### [Brief]
Leave out the pictures and copy everything else in the entries exactly.

===== Records supplied

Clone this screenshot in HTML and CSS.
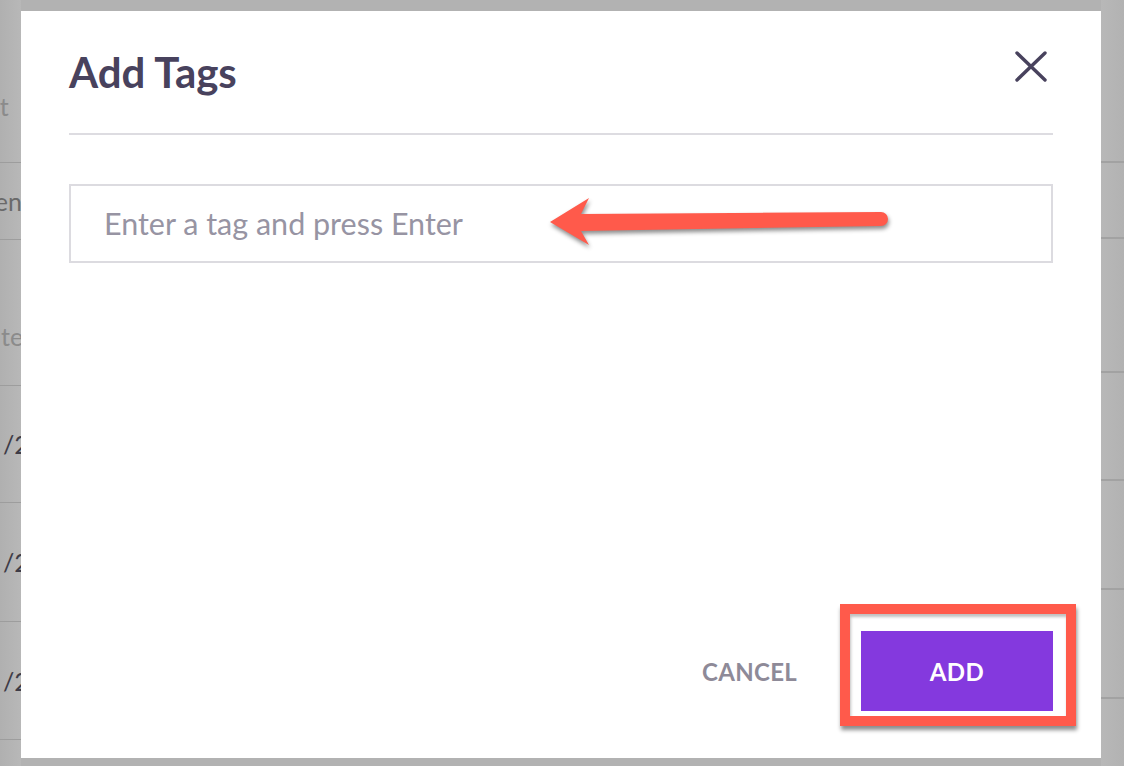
FILE: index.html
```html
<!DOCTYPE html>
<html>
<head>
<meta charset="utf-8">
<link rel="stylesheet" href="styles.css">
</head>
<body>
<div class="screen">
  <div class="strip strip-left">
    <div class="row r1"><span class="bg-text muted">st</span></div>
    <div class="row r2"><span class="bg-text mid">Ten</span></div>
    <div class="row r3"><span class="bg-text muted">ted</span></div>
    <div class="row r4"><span class="bg-text dark">1 /2020</span></div>
    <div class="row r5"><span class="bg-text dark">1 /2020</span></div>
    <div class="row r6"><span class="bg-text dark">1 /2020</span></div>
    <div class="row r7"></div>
  </div>
  <div class="center">
    <div class="modal">
      <div class="modal-header">
        <h1 class="modal-title">Add Tags</h1>
        <button class="close-btn" aria-label="Close">
          <svg width="32" height="31" viewBox="0 0 32 31"><path d="M2 2 L30 29 M30 2 L2 29" stroke="#48425d" stroke-width="3.4" stroke-linecap="round" fill="none"/></svg>
        </button>
      </div>
      <div class="modal-body">
        <input class="tag-input" type="text" placeholder="Enter a tag and press Enter">
        <svg class="annot-arrow" width="350" height="66" viewBox="545 190 350 66"><path d="M550 222 L589 198 L581 214 L881 212 A7 7 0 0 1 881 226 L581 231 L589 245 Z" fill="#ff5a4b"/></svg>
      </div>
      <div class="modal-footer">
        <button class="btn-cancel">CANCEL</button>
        <div class="add-wrap">
          <button class="btn-add">ADD</button>
          <div class="annot-box"></div>
        </div>
      </div>
    </div>
  </div>
  <div class="strip strip-right">
    <div class="row q1"></div>
    <div class="row q2"></div>
    <div class="row q3"></div>
    <div class="row q4"></div>
    <div class="row q5"></div>
    <div class="row q6"></div>
    <div class="row q7"></div>
  </div>
</div>
</body>
</html>
```
FILE: styles.css
```css
html, body {
  margin: 0;
  padding: 0;
}
body {
  background: #b2b2b2;
  font-family: "Lato", "Liberation Sans", sans-serif;
  width: 1124px;
  height: 766px;
  overflow: hidden;
}
.screen {
  display: flex;
  height: 766px;
}
.strip {
  display: flex;
  flex-direction: column;
  padding-top: 16px;
  box-sizing: border-box;
  height: 766px;
  overflow: hidden;
}
.strip-left {
  width: 21px;
  background: linear-gradient(90deg, #b0b0b0, #b8b8b8);
}
.strip-right {
  width: 23px;
  background: linear-gradient(90deg, #b8b8b8, #b2b2b2);
}
.row {
  box-sizing: border-box;
  flex: none;
  display: flex;
  align-items: center;
  overflow: hidden;
  white-space: nowrap;
}
.strip-left .row { border-bottom: 1px solid #9d9d9d; }
.strip-right .row { border-bottom: 2px solid #a2a2a2; }
.row:last-child { border-bottom: none; flex: 1; }
.r1 { height: 147px; align-items: flex-start; padding-top: 76px; }
.r2 { height: 77px; }
.r3 { height: 146px; align-items: flex-start; padding-top: 82px; }
.r4 { height: 117px; }
.r5 { height: 119px; }
.r6 { height: 118px; }

.q1 { height: 147px; }
.q2 { height: 76px; }
.q3 { height: 134px; }
.q4 { height: 108px; }
.q5 { height: 109px; }
.q6 { height: 109px; }

.bg-text {
  font-size: 25px;
  line-height: 28px;
}
.r1 .bg-text { margin-left: -11px; }
.r2 .bg-text { margin-left: -17px; }
.r3 .bg-text { margin-left: 1px; }
.r4 .bg-text, .r5 .bg-text, .r6 .bg-text { margin-left: -18px; }
.muted { color: #8b8b8b; }
.mid { color: #6a6a6a; }
.dark { color: #3e3c47; }

.center {
  width: 1080px;
  padding: 11px 0 8px;
  box-sizing: border-box;
  display: flex;
}
.modal {
  flex: 1;
  background: #ffffff;
  display: flex;
  flex-direction: column;
  padding: 0 48px 47px;
  position: relative;
}
.modal-header {
  display: flex;
  justify-content: space-between;
  align-items: flex-start;
  height: 124px;
  box-sizing: border-box;
  border-bottom: 2px solid #dddce1;
}
.modal-title {
  margin: 0;
  padding-top: 37px;
  font-size: 42px;
  line-height: 48px;
  font-weight: 700;
  color: #48425d;
}
.close-btn {
  border: none;
  background: none;
  padding: 0;
  margin: 40px 6px 0 0;
  width: 32px;
  height: 31px;
  cursor: pointer;
}
.close-btn svg { display: block; }
.modal-body {
  flex: 1;
  padding-top: 49px;
}
.tag-input {
  display: block;
  width: 100%;
  height: 79px;
  box-sizing: border-box;
  border: 2px solid #dcdbe0;
  padding: 0 0 2px 33px;
  font-family: "Lato", "Liberation Sans", sans-serif;
  font-size: 30.5px;
  color: #48425d;
  outline: none;
}
.tag-input::placeholder { color: #9794a3; }
.annot-arrow {
  position: absolute;
  left: 524px;
  top: 179px;
  filter: drop-shadow(1px 3px 2px rgba(0,0,0,0.45));
}
.modal-footer {
  display: flex;
  justify-content: flex-end;
  align-items: center;
}
.btn-cancel {
  border: none;
  background: none;
  font-family: "Lato", "Liberation Sans", sans-serif;
  font-weight: 700;
  font-size: 24px;
  color: #8e8a98;
  padding: 0;
  margin-right: 64px;
  letter-spacing: 0.3px;
}
.add-wrap {
  position: relative;
}
.btn-add {
  display: block;
  border: none;
  width: 192px;
  height: 80px;
  background: #8439de;
  color: #ffffff;
  font-family: "Lato", "Liberation Sans", sans-serif;
  font-weight: 700;
  font-size: 24px;
  letter-spacing: 0.5px;
}
.annot-box {
  position: absolute;
  left: -21px;
  top: -27px;
  right: -23px;
  bottom: -15px;
  border: 10px solid #ff5a4b;
  box-shadow: 1px 4px 4px rgba(0,0,0,0.45), inset 1px 3px 3px rgba(0,0,0,0.25);
}
```
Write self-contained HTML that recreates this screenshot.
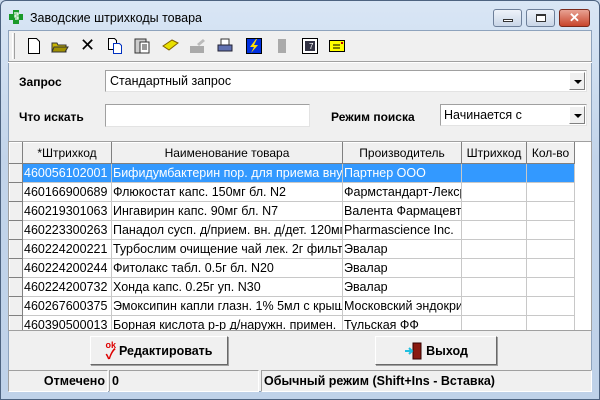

==========

### [Result]
Clone this screenshot in HTML and CSS.
FILE: index.html
```html
<!DOCTYPE html>
<html>
<head>
<meta charset="utf-8">
<link rel="stylesheet" href="styles.css">
</head>
<body>
<div class="screen">
  <div class="strip strip-left">
    <div class="row r1"><span class="bg-text muted">st</span></div>
    <div class="row r2"><span class="bg-text mid">Ten</span></div>
    <div class="row r3"><span class="bg-text muted">ted</span></div>
    <div class="row r4"><span class="bg-text dark">1 /2020</span></div>
    <div class="row r5"><span class="bg-text dark">1 /2020</span></div>
    <div class="row r6"><span class="bg-text dark">1 /2020</span></div>
    <div class="row r7"></div>
  </div>
  <div class="center">
    <div class="modal">
      <div class="modal-header">
        <h1 class="modal-title">Add Tags</h1>
        <button class="close-btn" aria-label="Close">
          <svg width="32" height="31" viewBox="0 0 32 31"><path d="M2 2 L30 29 M30 2 L2 29" stroke="#48425d" stroke-width="3.4" stroke-linecap="round" fill="none"/></svg>
        </button>
      </div>
      <div class="modal-body">
        <input class="tag-input" type="text" placeholder="Enter a tag and press Enter">
        <svg class="annot-arrow" width="350" height="66" viewBox="545 190 350 66"><path d="M550 222 L589 198 L581 214 L881 212 A7 7 0 0 1 881 226 L581 231 L589 245 Z" fill="#ff5a4b"/></svg>
      </div>
      <div class="modal-footer">
        <button class="btn-cancel">CANCEL</button>
        <div class="add-wrap">
          <button class="btn-add">ADD</button>
          <div class="annot-box"></div>
        </div>
      </div>
    </div>
  </div>
  <div class="strip strip-right">
    <div class="row q1"></div>
    <div class="row q2"></div>
    <div class="row q3"></div>
    <div class="row q4"></div>
    <div class="row q5"></div>
    <div class="row q6"></div>
    <div class="row q7"></div>
  </div>
</div>
</body>
</html>
```
FILE: styles.css
```css
html, body {
  margin: 0;
  padding: 0;
}
body {
  background: #b2b2b2;
  font-family: "Lato", "Liberation Sans", sans-serif;
  width: 1124px;
  height: 766px;
  overflow: hidden;
}
.screen {
  display: flex;
  height: 766px;
}
.strip {
  display: flex;
  flex-direction: column;
  padding-top: 16px;
  box-sizing: border-box;
  height: 766px;
  overflow: hidden;
}
.strip-left {
  width: 21px;
  background: linear-gradient(90deg, #b0b0b0, #b8b8b8);
}
.strip-right {
  width: 23px;
  background: linear-gradient(90deg, #b8b8b8, #b2b2b2);
}
.row {
  box-sizing: border-box;
  flex: none;
  display: flex;
  align-items: center;
  overflow: hidden;
  white-space: nowrap;
}
.strip-left .row { border-bottom: 1px solid #9d9d9d; }
.strip-right .row { border-bottom: 2px solid #a2a2a2; }
.row:last-child { border-bottom: none; flex: 1; }
.r1 { height: 147px; align-items: flex-start; padding-top: 76px; }
.r2 { height: 77px; }
.r3 { height: 146px; align-items: flex-start; padding-top: 82px; }
.r4 { height: 117px; }
.r5 { height: 119px; }
.r6 { height: 118px; }

.q1 { height: 147px; }
.q2 { height: 76px; }
.q3 { height: 134px; }
.q4 { height: 108px; }
.q5 { height: 109px; }
.q6 { height: 109px; }

.bg-text {
  font-size: 25px;
  line-height: 28px;
}
.r1 .bg-text { margin-left: -11px; }
.r2 .bg-text { margin-left: -17px; }
.r3 .bg-text { margin-left: 1px; }
.r4 .bg-text, .r5 .bg-text, .r6 .bg-text { margin-left: -18px; }
.muted { color: #8b8b8b; }
.mid { color: #6a6a6a; }
.dark { color: #3e3c47; }

.center {
  width: 1080px;
  padding: 11px 0 8px;
  box-sizing: border-box;
  display: flex;
}
.modal {
  flex: 1;
  background: #ffffff;
  display: flex;
  flex-direction: column;
  padding: 0 48px 47px;
  position: relative;
}
.modal-header {
  display: flex;
  justify-content: space-between;
  align-items: flex-start;
  height: 124px;
  box-sizing: border-box;
  border-bottom: 2px solid #dddce1;
}
.modal-title {
  margin: 0;
  padding-top: 37px;
  font-size: 42px;
  line-height: 48px;
  font-weight: 700;
  color: #48425d;
}
.close-btn {
  border: none;
  background: none;
  padding: 0;
  margin: 40px 6px 0 0;
  width: 32px;
  height: 31px;
  cursor: pointer;
}
.close-btn svg { display: block; }
.modal-body {
  flex: 1;
  padding-top: 49px;
}
.tag-input {
  display: block;
  width: 100%;
  height: 79px;
  box-sizing: border-box;
  border: 2px solid #dcdbe0;
  padding: 0 0 2px 33px;
  font-family: "Lato", "Liberation Sans", sans-serif;
  font-size: 30.5px;
  color: #48425d;
  outline: none;
}
.tag-input::placeholder { color: #9794a3; }
.annot-arrow {
  position: absolute;
  left: 524px;
  top: 179px;
  filter: drop-shadow(1px 3px 2px rgba(0,0,0,0.45));
}
.modal-footer {
  display: flex;
  justify-content: flex-end;
  align-items: center;
}
.btn-cancel {
  border: none;
  background: none;
  font-family: "Lato", "Liberation Sans", sans-serif;
  font-weight: 700;
  font-size: 24px;
  color: #8e8a98;
  padding: 0;
  margin-right: 64px;
  letter-spacing: 0.3px;
}
.add-wrap {
  position: relative;
}
.btn-add {
  display: block;
  border: none;
  width: 192px;
  height: 80px;
  background: #8439de;
  color: #ffffff;
  font-family: "Lato", "Liberation Sans", sans-serif;
  font-weight: 700;
  font-size: 24px;
  letter-spacing: 0.5px;
}
.annot-box {
  position: absolute;
  left: -21px;
  top: -27px;
  right: -23px;
  bottom: -15px;
  border: 10px solid #ff5a4b;
  box-shadow: 1px 4px 4px rgba(0,0,0,0.45), inset 1px 3px 3px rgba(0,0,0,0.25);
}
```
Write self-contained HTML that recreates this screenshot.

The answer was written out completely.